Gelinin uyanık olanı kına gecesi çok ağlar! Zamane genç kızları, önce koca bulmak için 40 takla atıyor, kocayı bulduktan sonra da 3 kez boşanmış şen dullar gibi, geleneklere savaş açıyor. En çok kına geceleri sekteye uğruyor, nişan alışverişleri, karşılıklı bohça getirip götürmeler de hak getire! Üstelik bunun nedeni de maddi yetersizlikten değil, günün moda sözü "Ne gerek var"dan kaynaklanıyor.. Ben mahalledeki tüm kızlara zorla kına gecesi yaptırırken, gördüm ki bu işler en çok sosyetede rağbet görüyor.
Süreyya Yalçın ile Kerem Dürüst de kına gecesi mekanı olarak İstanbul'un meşhur bir barını seçmiş. Üstte başta son moda kıyafetler, kadın erkek karışık 300 davetli! Ayol iyi güzel de, benim bildiğim kına gecesine kaynana ve yandaşları gider, kuruyemişleri ve kınayı da beraberinde getirir. Kadınlar karşılıklı göbek atar, evlenecek kız da yalandan ağlatılır.. Hatta gelin biraz uyanıksa fazla ağlar ki, kaynanaya "Anamın evinden memnunum, oğlunu almak için hiç de bayılmıyorum" mesajını versin! Velhasıl atalarımızdan yadigar kalan bu kına gecesi adetimiz, mahalle kızlarında toptan yok olurken, sosyetede barlarda yaşatılmaya başlandı. Kına kınalıktan çıktı, gece partileri için sebep haline geldi. Siz siz olun kuzucuklarım, evlenirken tüm gelenekleri yerine getirin, ama mümkün mertebe bu işi, zamanın koşullarında alt üst etmeden başarın..
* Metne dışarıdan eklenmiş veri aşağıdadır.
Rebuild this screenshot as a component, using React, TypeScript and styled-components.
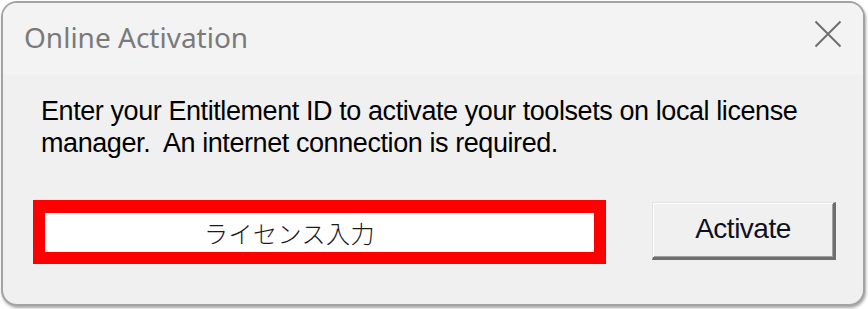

Her ne kadar programlarda şıklar rüküşler tartışılsa da bizim kadınlarımızın kendilerine has bir zevkleri olmadığını bir kez daha anladım. Ayol bir mayokini çıktı, zerafet bozuldu. Moda diye herkes çarpık mayoları giyip, sanki çok şıkmış gibi plajlarda salınmaya başladı. Bana göre her biri Rus revü kızlarına benzedi. Galiba moda tasarımcıları kadınlarla dalga geçiyor da, kimse farkında değil!